Science simply doesn’t deal with hypotheses about a guiding intelligence, or supernatural phenomena like miracles, because science is the search for rational explanations of natural phenomena. We don’t reject the supernatural merely because we have an overweening philosophical commitment to materialism; we reject it because entertaining the supernatural has never helped us understand the natural world. Alchemy, faith healing, astrology, creationism–none of these perspectives has advanced our understanding of nature by one iota. So Brownback’s proposal to bring faith to the table of science is misguided: “As science continues to explore the details of man’s origin, faith can do its part as well.” What part? Where are faith’s testable predictions or falsifiable hypotheses about human origins?
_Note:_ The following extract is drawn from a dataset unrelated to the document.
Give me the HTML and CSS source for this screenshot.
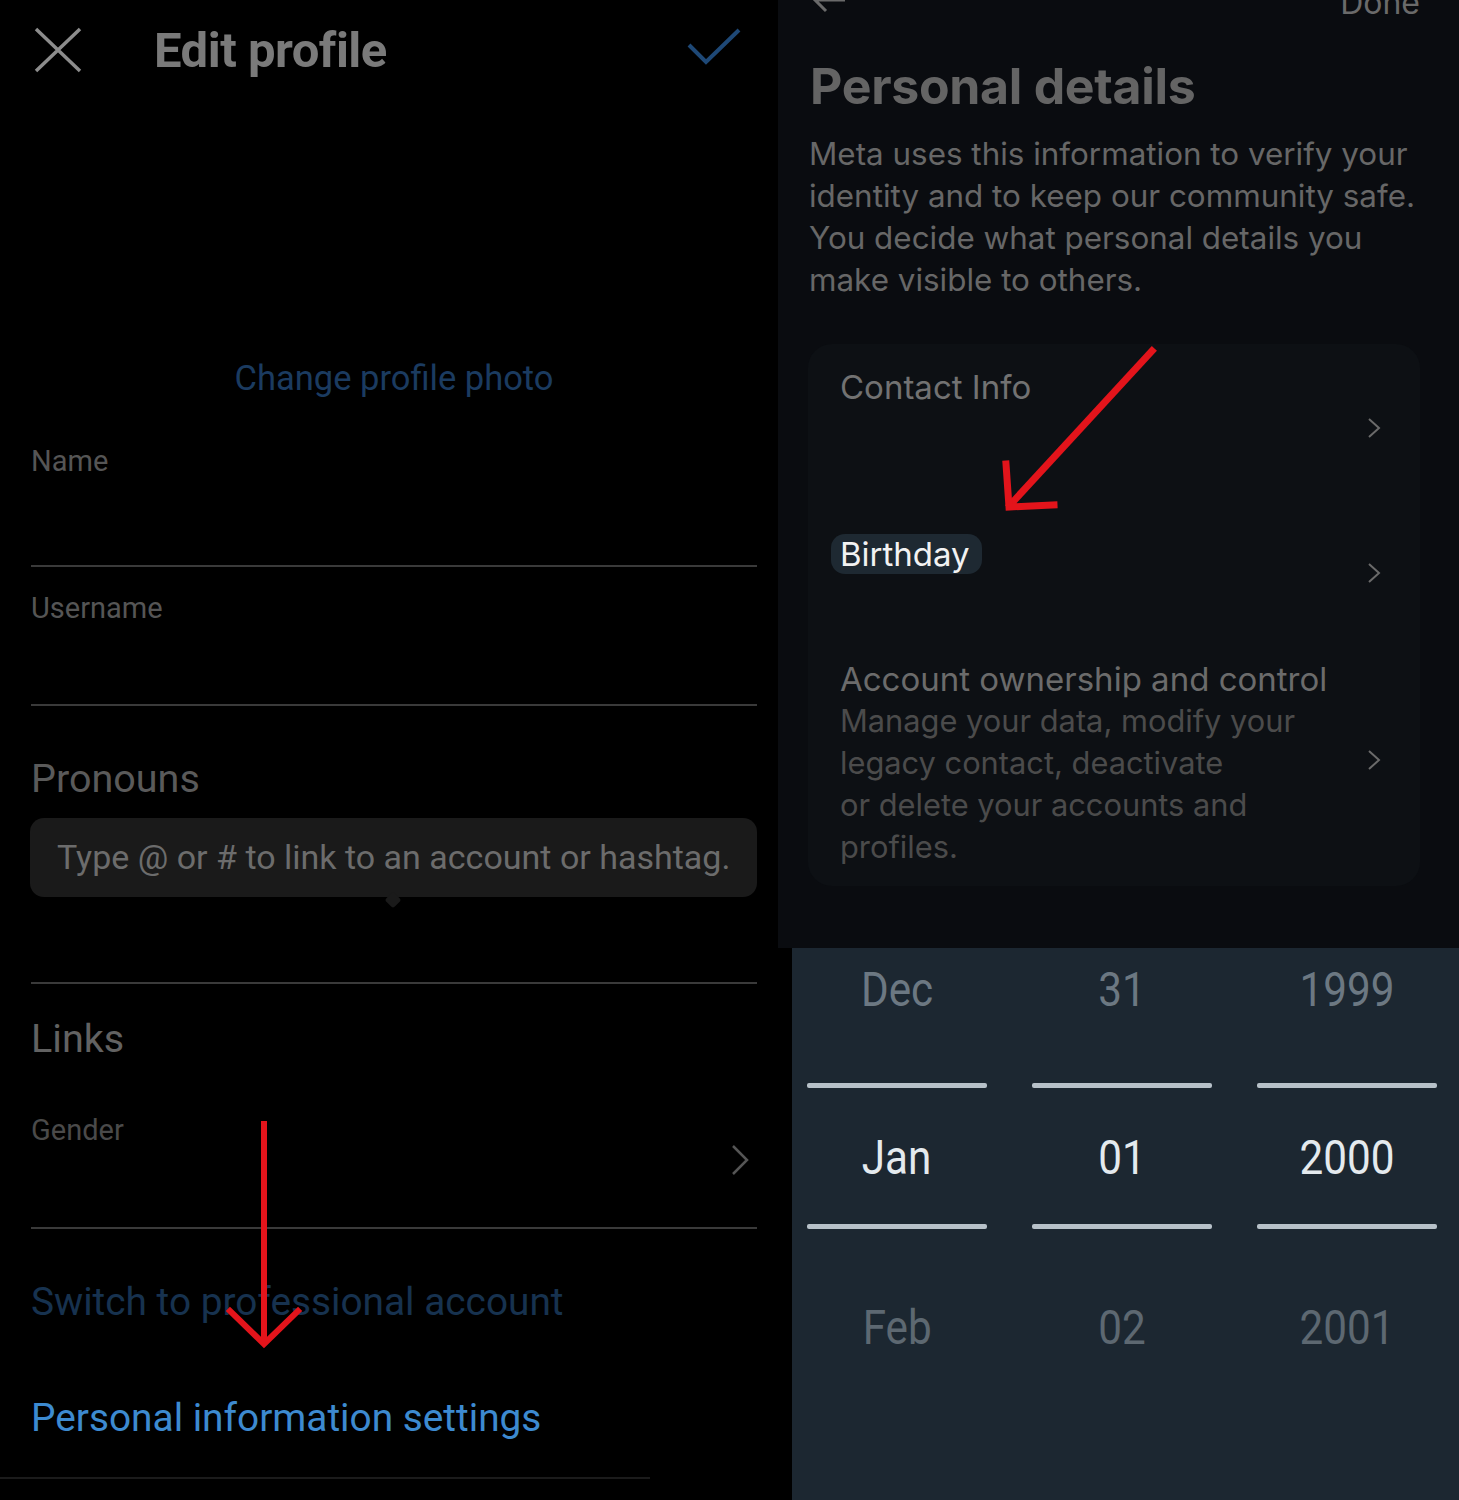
FILE: index.html
```html
<!DOCTYPE html>
<html lang="en">
<head>
  <meta charset="UTF-8">
  <meta name="viewport" content="width=device-width, initial-scale=1.0">
  <title>Edit profile - Personal details</title>
  <link rel="stylesheet" href="styles.css">
</head>
<body>
  <div class="page">
    <!-- left: edit profile screen -->
    <section class="edit-profile">
      <header class="ep-header">
        <svg class="icon-close" width="48" height="46" viewBox="0 0 48 46">
          <path d="M2 2 L46 44 M46 2 L2 44" stroke="#8c8c8c" stroke-width="3.5" fill="none"/>
        </svg>
        <h1 class="ep-title">Edit profile</h1>
        <svg class="icon-check" width="54" height="38" viewBox="0 0 54 38">
          <path d="M2 17 L19 34 L52 2" stroke="#1e4876" stroke-width="4" fill="none"/>
        </svg>
      </header>

      <div class="photo-link">Change profile photo</div>

      <div class="field field-name">
        <div class="field-label">Name</div>
      </div>
      <div class="field field-username">
        <div class="field-label">Username</div>
      </div>

      <div class="field field-pronouns">
        <div class="field-label big">Pronouns</div>
        <div class="tooltip">Type @ or # to link to an account or hashtag.</div>
      </div>

      <div class="section-title">Links</div>

      <div class="field field-gender">
        <div class="field-label">Gender</div>
        <svg class="chevron-left" width="18" height="32" viewBox="0 0 18 32">
          <path d="M2 2 L16 16 L2 30" stroke="#555" stroke-width="2.5" fill="none"/>
        </svg>
      </div>

      <div class="action-link muted">Switch to professional account</div>
      <div class="action-link">Personal information settings</div>
      <div class="bottom-rule"></div>
    </section>

    <!-- right: personal details + birthday picker -->
    <div class="right-col">
      <section class="details">
        <div class="details-top">
          <svg class="icon-back" width="36" height="28" viewBox="0 0 36 28">
            <path d="M34 14 L4 14 M15 3 L4 14 L15 25" stroke="#6a6a6a" stroke-width="3" fill="none"/>
          </svg>
          <span class="done">Done</span>
        </div>
        <h2 class="details-title">Personal details</h2>
        <p class="details-desc">Meta uses this information to verify your identity and to keep our community safe. You decide what personal details you make visible to others.</p>

        <div class="card">
          <div class="card-row row-contact">
            <div class="row-text"><div class="row-title">Contact Info</div></div>
            <svg class="chevron" width="14" height="22" viewBox="0 0 14 22">
              <path d="M2 2 L12 11 L2 20" stroke="#6a6a6a" stroke-width="2" fill="none"/>
            </svg>
          </div>
          <div class="card-row row-birthday">
            <div class="row-text"><div class="row-title"><span class="highlight">Birthday</span></div></div>
            <svg class="chevron" width="14" height="22" viewBox="0 0 14 22">
              <path d="M2 2 L12 11 L2 20" stroke="#6a6a6a" stroke-width="2" fill="none"/>
            </svg>
          </div>
          <div class="card-row row-account">
            <div class="row-text">
              <div class="row-title dim">Account ownership and control</div>
              <div class="row-desc">Manage your data, modify your<br>legacy contact, deactivate<br>or delete your accounts and<br>profiles.</div>
            </div>
            <svg class="chevron" width="14" height="22" viewBox="0 0 14 22">
              <path d="M2 2 L12 11 L2 20" stroke="#6a6a6a" stroke-width="2" fill="none"/>
            </svg>
          </div>
        </div>
      </section>

      <section class="picker">
        <div class="picker-col">
          <span class="p-item faded">Dec</span>
          <span class="p-line"></span>
          <span class="p-item current">Jan</span>
          <span class="p-line"></span>
          <span class="p-item next">Feb</span>
        </div>
        <div class="picker-col">
          <span class="p-item faded">31</span>
          <span class="p-line"></span>
          <span class="p-item current">01</span>
          <span class="p-line"></span>
          <span class="p-item next">02</span>
        </div>
        <div class="picker-col">
          <span class="p-item faded">1999</span>
          <span class="p-line"></span>
          <span class="p-item current">2000</span>
          <span class="p-line"></span>
          <span class="p-item next">2001</span>
        </div>
      </section>
    </div>

    <!-- red annotation arrows drawn on top -->
    <svg class="annotations" width="1459" height="1500" viewBox="0 0 1459 1500">
      <g stroke="#e3141b" stroke-width="6" fill="none" stroke-linecap="square">
        <path d="M264 1124 L264 1342"/>
        <path d="M230 1311 L264 1344 L298 1311"/>
        <path d="M1152 351 L1010 505" stroke-width="7"/>
        <path d="M1006 464 L1009 507 L1054 505" stroke-width="7"/>
      </g>
    </svg>
  </div>
</body>
</html>
```

FILE: styles.css
```css
body {
  margin: 0;
  background-color: #000;
  font-family: Roboto, "Liberation Sans", sans-serif;
}

.page {
  position: relative;
  display: flex;
  width: 1459px;
  height: 1500px;
  overflow: hidden;
}

/* ---------- left panel ---------- */

.edit-profile {
  width: 778px;
  flex-shrink: 0;
  box-sizing: border-box;
  padding: 0 21px 0 31px;
  background-color: #000;
}

.ep-header {
  display: flex;
  align-items: center;
  height: 100px;
}

.icon-close {
  margin-left: 3px;
}

.ep-title {
  margin: 0 0 0 72px;
  font-size: 49px;
  font-weight: 700;
  color: #7a7a7a;
  letter-spacing: -0.5px;
}

.icon-check {
  margin-left: auto;
  margin-right: 16px;
  margin-top: -6px;
}

.photo-link {
  margin-top: 258px;
  text-align: center;
  line-height: 40px;
  font-size: 34.5px;
  color: #1b3b60;
}

.field {
  border-bottom: 2px solid #3a3a3a;
}

.field-label {
  line-height: 32px;
  font-size: 29px;
  color: #555;
}

.field-label.big {
  line-height: 44px;
  font-size: 39.5px;
  color: #5a5a5a;
}

.field-name {
  margin-top: 47px;
  height: 120px;
}

.field-username {
  margin-top: 25px;
  height: 112px;
}

.field-pronouns {
  margin-top: 51px;
  height: 225px;
}

.tooltip {
  position: relative;
  margin: 17px 0 0 -1px;
  height: 79px;
  line-height: 79px;
  padding-left: 27px;
  border-radius: 14px;
  background-color: #1a1a1a;
  font-size: 34px;
  color: #6c6c6c;
}

.tooltip::after {
  content: "";
  position: absolute;
  left: 357px;
  bottom: -9px;
  width: 12px;
  height: 12px;
  background-color: #1a1a1a;
  border-radius: 3px;
  transform: rotate(45deg);
}

.section-title {
  margin-top: 33px;
  line-height: 44px;
  font-size: 39.5px;
  color: #626262;
}

.field-gender {
  position: relative;
  margin-top: 53px;
  height: 113px;
}

.field-gender .field-label {
  color: #4a4a4a;
}

.chevron-left {
  position: absolute;
  right: 8px;
  top: 30px;
}

.action-link {
  line-height: 44px;
  font-size: 38.8px;
  color: #3d8ad0;
  margin-top: 72px;
}

.action-link.muted {
  margin-top: 51px;
  color: #17324f;
}

.bottom-rule {
  margin: 37px 0 0 -31px;
  width: 650px;
  height: 2px;
  background-color: #1b1b1b;
}

/* ---------- right column ---------- */

.right-col {
  flex: 1;
  display: flex;
  flex-direction: column;
}

.details {
  height: 948px;
  box-sizing: border-box;
  padding: 0 39px 0 30px;
  background-color: #0a0c10;
  font-family: Inter, "Noto Sans", sans-serif;
}

.details-top {
  display: flex;
  align-items: center;
  justify-content: space-between;
  height: 28px;
  margin-top: -14px;
}

.icon-back {
  margin-left: 3px;
}

.done {
  font-size: 32px;
  color: #6a6a6a;
  margin-top: 4px;
}

.details-title {
  margin: 44px 0 0 2px;
  line-height: 56px;
  font-size: 50px;
  font-weight: 700;
  color: #646464;
  letter-spacing: -0.3px;
}

.details-desc {
  margin: 19px 0 0 1px;
  line-height: 42px;
  font-size: 31.4px;
  color: #676767;
}

.card {
  margin-top: 43px;
  height: 542px;
  display: flex;
  flex-direction: column;
  background-color: #0d1014;
  border-radius: 24px;
}

.card-row {
  display: flex;
  align-items: center;
  justify-content: space-between;
  padding: 0 39px 0 32px;
}

.row-text {
  align-self: flex-start;
}

.row-title {
  line-height: 42px;
  font-size: 33px;
  color: #727272;
}

.row-title.dim {
  color: #6b6b6b;
}

.row-desc {
  line-height: 42px;
  font-size: 30.8px;
  color: #4b4b4b;
}

.row-contact {
  height: 168px;
}

.row-contact .row-text {
  padding-top: 22px;
}

.row-birthday {
  height: 122px;
}

.row-birthday .row-text {
  padding-top: 21px;
}

.highlight {
  display: inline-block;
  margin-left: -9px;
  padding: 0 12px 0 9px;
  line-height: 40px;
  border-radius: 14px;
  background-color: #1e2932;
  color: #f2f2f2;
}

.row-account {
  flex: 1;
}

.row-account .row-text {
  padding-top: 24px;
}

/* ---------- birthday picker ---------- */

.picker {
  flex: 1;
  margin-left: 14px;
  padding: 0 22px 0 15px;
  display: grid;
  grid-template-columns: repeat(3, 180px);
  column-gap: 45px;
  background-color: #1c2731;
}

.picker-col {
  display: flex;
  flex-direction: column;
  align-items: center;
}

.p-item {
  line-height: 60px;
  font-size: 48px;
  transform: scaleX(0.88);
}

.p-item.faded {
  margin-top: 12px;
  color: #6c7882;
}

.p-item.current {
  margin-top: 40px;
  color: #e4eaee;
}

.p-item.next {
  margin-top: 69px;
  color: #5d6871;
}

.p-line {
  display: block;
  width: 180px;
  height: 5px;
  margin-top: 63px;
  background-color: #b7c1c9;
  border-radius: 2px;
}

.p-line + .p-item + .p-line {
  margin-top: 36px;
}

/* ---------- annotations ---------- */

.annotations {
  position: absolute;
  left: 0;
  top: 0;
  pointer-events: none;
}
```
Ah, we’ve got some examples of predictions, such as that humans were created from dust or a rib 6000 or 5 million years ago, or that we kinda sorta evolved with a little manual assistance of an unspecified nature from a being who is invisible and all-powerful but doesn’t do anything, or that we did evolve, yeah, but said invisible man gave us an invisible impalpable magic soul-essence that makes us special at some point. The vapidity of the claims are notable, and are definitely untestable—they are intentionally formulated to avoid scrutiny. And if someone does cast a critical eye on them, well, they have an escape clause all ready for you.
No apparent, perceived or claimed evidence in any field, including history and chronology, can be valid if it contradicts the Scriptural record.
Let’s just give it up. Faith teaches us nothing, helps no one, and leads nowhere but to ignorance.